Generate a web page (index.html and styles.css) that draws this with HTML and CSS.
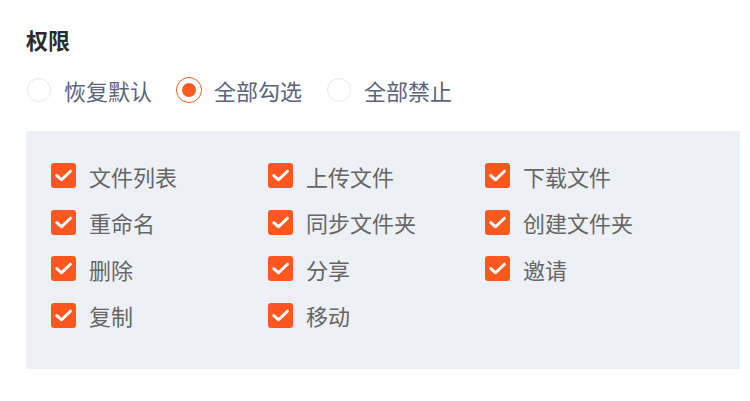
FILE: index.html
```html
<!DOCTYPE html>
<html lang="zh">
<head>
<meta charset="utf-8">
<link rel="stylesheet" href="styles.css">
</head>
<body>
<div class="wrap">
  <div class="title">权限</div>
  <div class="radios">
    <label class="radio"><span class="circle"></span><span class="rtext">恢复默认</span></label>
    <label class="radio on"><span class="circle"></span><span class="rtext">全部勾选</span></label>
    <label class="radio"><span class="circle"></span><span class="rtext">全部禁止</span></label>
  </div>
  <div class="panel">
    <div class="grid">
      <div class="item"><span class="box"><svg viewBox="0 0 25 25"><path d="M5.8 12.6l4.8 4.2 8.8-8.6" /></svg></span>文件列表</div>
      <div class="item"><span class="box"><svg viewBox="0 0 25 25"><path d="M5.8 12.6l4.8 4.2 8.8-8.6" /></svg></span>上传文件</div>
      <div class="item"><span class="box"><svg viewBox="0 0 25 25"><path d="M5.8 12.6l4.8 4.2 8.8-8.6" /></svg></span>下载文件</div>
      <div class="item"><span class="box"><svg viewBox="0 0 25 25"><path d="M5.8 12.6l4.8 4.2 8.8-8.6" /></svg></span>重命名</div>
      <div class="item"><span class="box"><svg viewBox="0 0 25 25"><path d="M5.8 12.6l4.8 4.2 8.8-8.6" /></svg></span>同步文件夹</div>
      <div class="item"><span class="box"><svg viewBox="0 0 25 25"><path d="M5.8 12.6l4.8 4.2 8.8-8.6" /></svg></span>创建文件夹</div>
      <div class="item"><span class="box"><svg viewBox="0 0 25 25"><path d="M5.8 12.6l4.8 4.2 8.8-8.6" /></svg></span>删除</div>
      <div class="item"><span class="box"><svg viewBox="0 0 25 25"><path d="M5.8 12.6l4.8 4.2 8.8-8.6" /></svg></span>分享</div>
      <div class="item"><span class="box"><svg viewBox="0 0 25 25"><path d="M5.8 12.6l4.8 4.2 8.8-8.6" /></svg></span>邀请</div>
      <div class="item"><span class="box"><svg viewBox="0 0 25 25"><path d="M5.8 12.6l4.8 4.2 8.8-8.6" /></svg></span>复制</div>
      <div class="item"><span class="box"><svg viewBox="0 0 25 25"><path d="M5.8 12.6l4.8 4.2 8.8-8.6" /></svg></span>移动</div>
    </div>
  </div>
</div>
</body>
</html>
```
FILE: styles.css
```css
html, body {
  margin: 0;
  padding: 0;
  background: #ffffff;
}
body {
  font-family: "Noto Sans CJK SC", "Noto Sans", sans-serif;
}
.wrap {
  padding: 25px 10px 0 26px;
}
.title {
  font-size: 22px;
  font-weight: 700;
  color: #2b2b2b;
  line-height: 29px;
}
.radios {
  display: flex;
  align-items: center;
  margin-top: 18px;
  height: 36px;
}
.radio {
  display: flex;
  align-items: center;
  margin-right: 24px;
}
.circle {
  width: 24px;
  height: 24px;
  border: 1px solid #e6e8ee;
  border-radius: 50%;
  box-sizing: border-box;
  margin: 0 1px;
  position: relative;
}
.radio.on .circle {
  width: 26px;
  height: 26px;
  margin: 0;
  border: 1.5px solid #fe5a1f;
}
.radio.on .circle::after {
  content: "";
  position: absolute;
  left: 50%;
  top: 50%;
  width: 14px;
  height: 14px;
  margin: -7px 0 0 -7px;
  border-radius: 50%;
  background: #fe5a1f;
}
.rtext {
  font-size: 22px;
  color: #5b6479;
  margin-left: 12px;
}
.panel {
  margin-top: 23px;
  background: #edf0f5;
  height: 238px;
  box-sizing: border-box;
  padding: 32px 0 0 25px;
}
.grid {
  display: grid;
  grid-template-columns: 217px 217px 217px;
  grid-auto-rows: 46.67px;
}
.item {
  display: flex;
  align-items: center;
  height: 25px;
  font-size: 22px;
  color: #666666;
}
.box {
  width: 25px;
  height: 25px;
  border-radius: 3px;
  background: #fe561f;
  display: flex;
  margin-right: 13px;
  flex: none;
}
.box svg {
  width: 25px;
  height: 25px;
  fill: none;
  stroke: #ffffff;
  stroke-width: 3;
  stroke-linecap: round;
  stroke-linejoin: round;
}
```
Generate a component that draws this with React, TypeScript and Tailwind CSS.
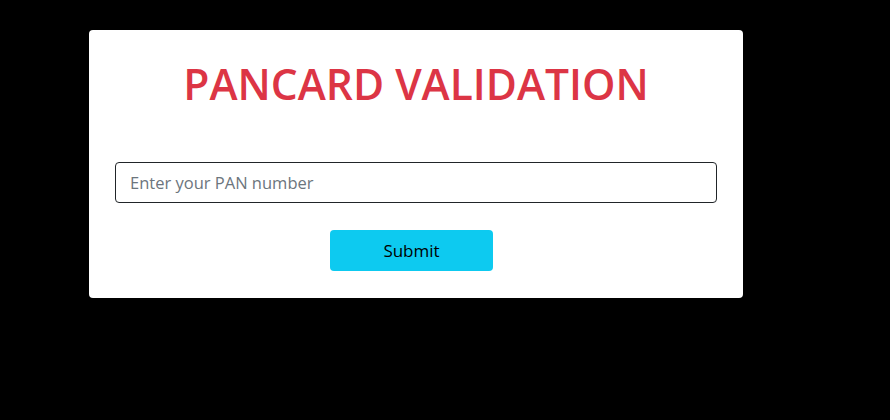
export default function App() {
  return (
    <div className="min-h-[420px] w-full bg-black font-['Open_Sans',sans-serif]">
      <div className="pl-[89px] pt-[30px]">
        <div className="w-[654px] rounded-[4px] bg-white px-[26px] pt-[21px] pb-[27px]">
          <h1 className="text-center text-[42.5px] font-semibold leading-[66px] text-[#dc3545]">PANCARD VALIDATION</h1>
          <input
            type="text"
            placeholder="Enter your PAN number"
            className="mt-[45px] block h-[41px] w-full rounded-[4px] border border-[#212529] px-[14px] text-[16.5px] text-[#212529] placeholder:text-[#6c757d] focus:outline-none"
          />
          <div className="mt-[27px] flex justify-center">
            <button className="mr-[9px] h-[41px] w-[163px] rounded-[4px] bg-[#0dcaf0] text-[17px] text-black">Submit</button>
          </div>
        </div>
      </div>
    </div>
  )
}
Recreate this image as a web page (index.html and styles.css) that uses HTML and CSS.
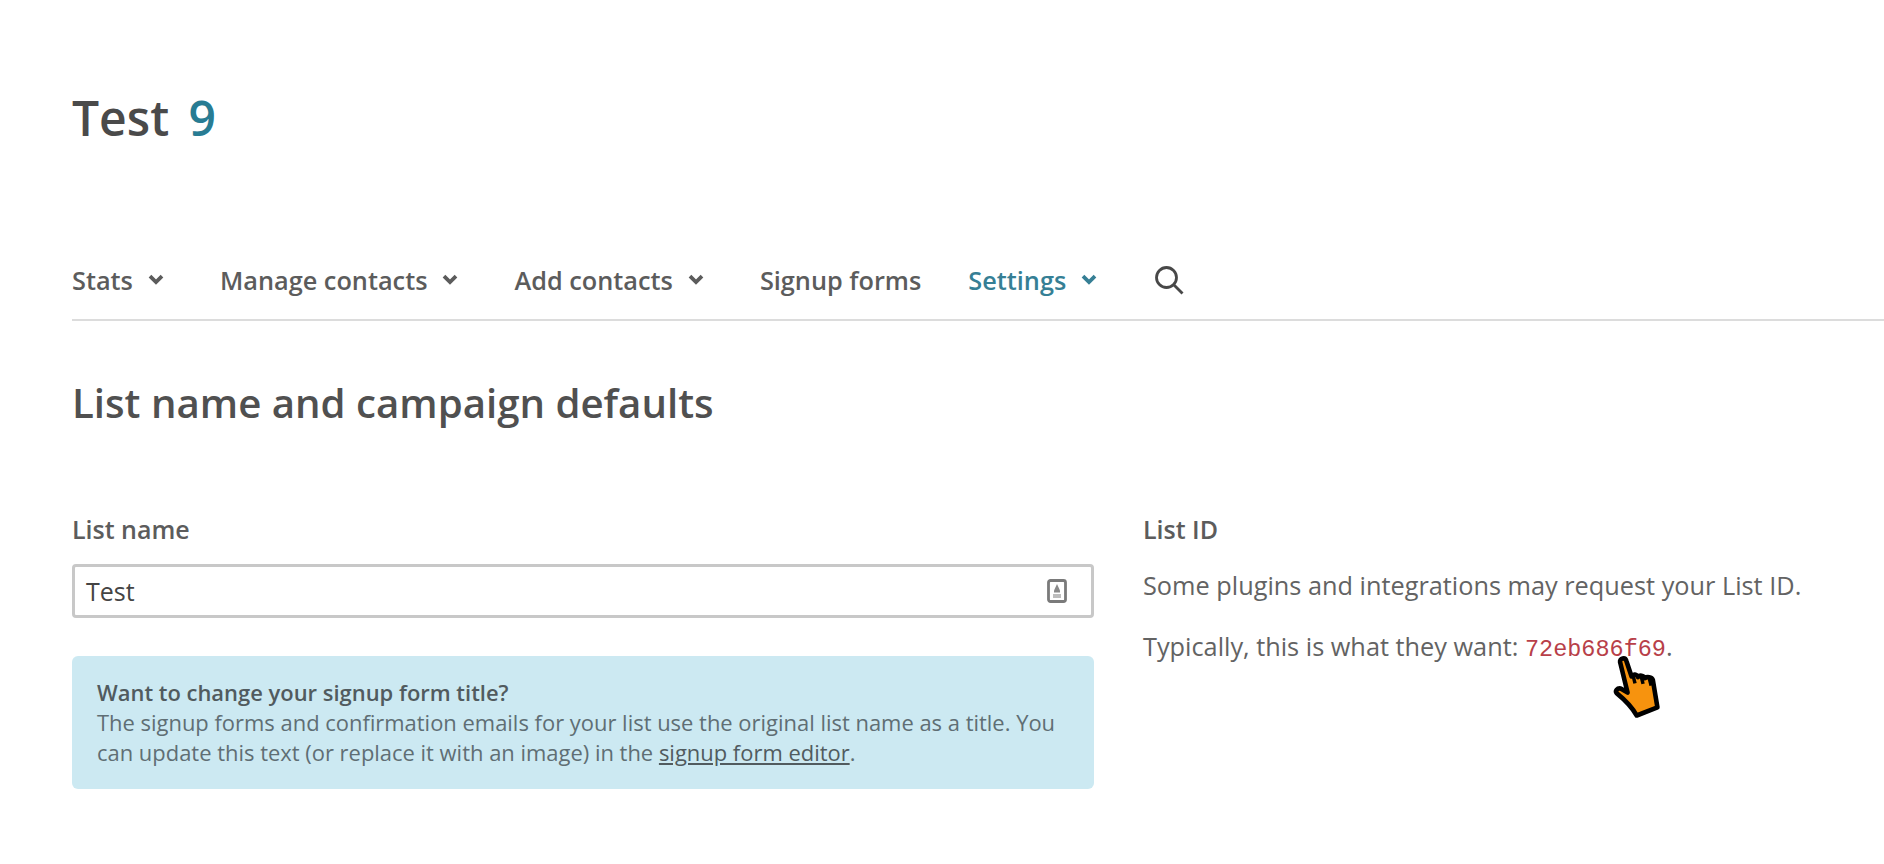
◆ ◆ ◆ ◆ ◆ ◆ ◆
— Problem details —
Write out all the entries word for word, but skip any images.

— Solved exercise —
Generate a web page (index.html and styles.css) that draws this with HTML and CSS.
FILE: index.html
```html
<!DOCTYPE html>
<html lang="zh">
<head>
<meta charset="utf-8">
<link rel="stylesheet" href="styles.css">
</head>
<body>
<div class="wrap">
  <div class="title">权限</div>
  <div class="radios">
    <label class="radio"><span class="circle"></span><span class="rtext">恢复默认</span></label>
    <label class="radio on"><span class="circle"></span><span class="rtext">全部勾选</span></label>
    <label class="radio"><span class="circle"></span><span class="rtext">全部禁止</span></label>
  </div>
  <div class="panel">
    <div class="grid">
      <div class="item"><span class="box"><svg viewBox="0 0 25 25"><path d="M5.8 12.6l4.8 4.2 8.8-8.6" /></svg></span>文件列表</div>
      <div class="item"><span class="box"><svg viewBox="0 0 25 25"><path d="M5.8 12.6l4.8 4.2 8.8-8.6" /></svg></span>上传文件</div>
      <div class="item"><span class="box"><svg viewBox="0 0 25 25"><path d="M5.8 12.6l4.8 4.2 8.8-8.6" /></svg></span>下载文件</div>
      <div class="item"><span class="box"><svg viewBox="0 0 25 25"><path d="M5.8 12.6l4.8 4.2 8.8-8.6" /></svg></span>重命名</div>
      <div class="item"><span class="box"><svg viewBox="0 0 25 25"><path d="M5.8 12.6l4.8 4.2 8.8-8.6" /></svg></span>同步文件夹</div>
      <div class="item"><span class="box"><svg viewBox="0 0 25 25"><path d="M5.8 12.6l4.8 4.2 8.8-8.6" /></svg></span>创建文件夹</div>
      <div class="item"><span class="box"><svg viewBox="0 0 25 25"><path d="M5.8 12.6l4.8 4.2 8.8-8.6" /></svg></span>删除</div>
      <div class="item"><span class="box"><svg viewBox="0 0 25 25"><path d="M5.8 12.6l4.8 4.2 8.8-8.6" /></svg></span>分享</div>
      <div class="item"><span class="box"><svg viewBox="0 0 25 25"><path d="M5.8 12.6l4.8 4.2 8.8-8.6" /></svg></span>邀请</div>
      <div class="item"><span class="box"><svg viewBox="0 0 25 25"><path d="M5.8 12.6l4.8 4.2 8.8-8.6" /></svg></span>复制</div>
      <div class="item"><span class="box"><svg viewBox="0 0 25 25"><path d="M5.8 12.6l4.8 4.2 8.8-8.6" /></svg></span>移动</div>
    </div>
  </div>
</div>
</body>
</html>
```
FILE: styles.css
```css
html, body {
  margin: 0;
  padding: 0;
  background: #ffffff;
}
body {
  font-family: "Noto Sans CJK SC", "Noto Sans", sans-serif;
}
.wrap {
  padding: 25px 10px 0 26px;
}
.title {
  font-size: 22px;
  font-weight: 700;
  color: #2b2b2b;
  line-height: 29px;
}
.radios {
  display: flex;
  align-items: center;
  margin-top: 18px;
  height: 36px;
}
.radio {
  display: flex;
  align-items: center;
  margin-right: 24px;
}
.circle {
  width: 24px;
  height: 24px;
  border: 1px solid #e6e8ee;
  border-radius: 50%;
  box-sizing: border-box;
  margin: 0 1px;
  position: relative;
}
.radio.on .circle {
  width: 26px;
  height: 26px;
  margin: 0;
  border: 1.5px solid #fe5a1f;
}
.radio.on .circle::after {
  content: "";
  position: absolute;
  left: 50%;
  top: 50%;
  width: 14px;
  height: 14px;
  margin: -7px 0 0 -7px;
  border-radius: 50%;
  background: #fe5a1f;
}
.rtext {
  font-size: 22px;
  color: #5b6479;
  margin-left: 12px;
}
.panel {
  margin-top: 23px;
  background: #edf0f5;
  height: 238px;
  box-sizing: border-box;
  padding: 32px 0 0 25px;
}
.grid {
  display: grid;
  grid-template-columns: 217px 217px 217px;
  grid-auto-rows: 46.67px;
}
.item {
  display: flex;
  align-items: center;
  height: 25px;
  font-size: 22px;
  color: #666666;
}
.box {
  width: 25px;
  height: 25px;
  border-radius: 3px;
  background: #fe561f;
  display: flex;
  margin-right: 13px;
  flex: none;
}
.box svg {
  width: 25px;
  height: 25px;
  fill: none;
  stroke: #ffffff;
  stroke-width: 3;
  stroke-linecap: round;
  stroke-linejoin: round;
}
```
Generate a component that draws this with React, TypeScript and Tailwind CSS.
export default function App() {
  return (
    <div className="min-h-[420px] w-full bg-black font-['Open_Sans',sans-serif]">
      <div className="pl-[89px] pt-[30px]">
        <div className="w-[654px] rounded-[4px] bg-white px-[26px] pt-[21px] pb-[27px]">
          <h1 className="text-center text-[42.5px] font-semibold leading-[66px] text-[#dc3545]">PANCARD VALIDATION</h1>
          <input
            type="text"
            placeholder="Enter your PAN number"
            className="mt-[45px] block h-[41px] w-full rounded-[4px] border border-[#212529] px-[14px] text-[16.5px] text-[#212529] placeholder:text-[#6c757d] focus:outline-none"
          />
          <div className="mt-[27px] flex justify-center">
            <button className="mr-[9px] h-[41px] w-[163px] rounded-[4px] bg-[#0dcaf0] text-[17px] text-black">Submit</button>
          </div>
        </div>
      </div>
    </div>
  )
}
Recreate this image as a web page (index.html and styles.css) that uses HTML and CSS.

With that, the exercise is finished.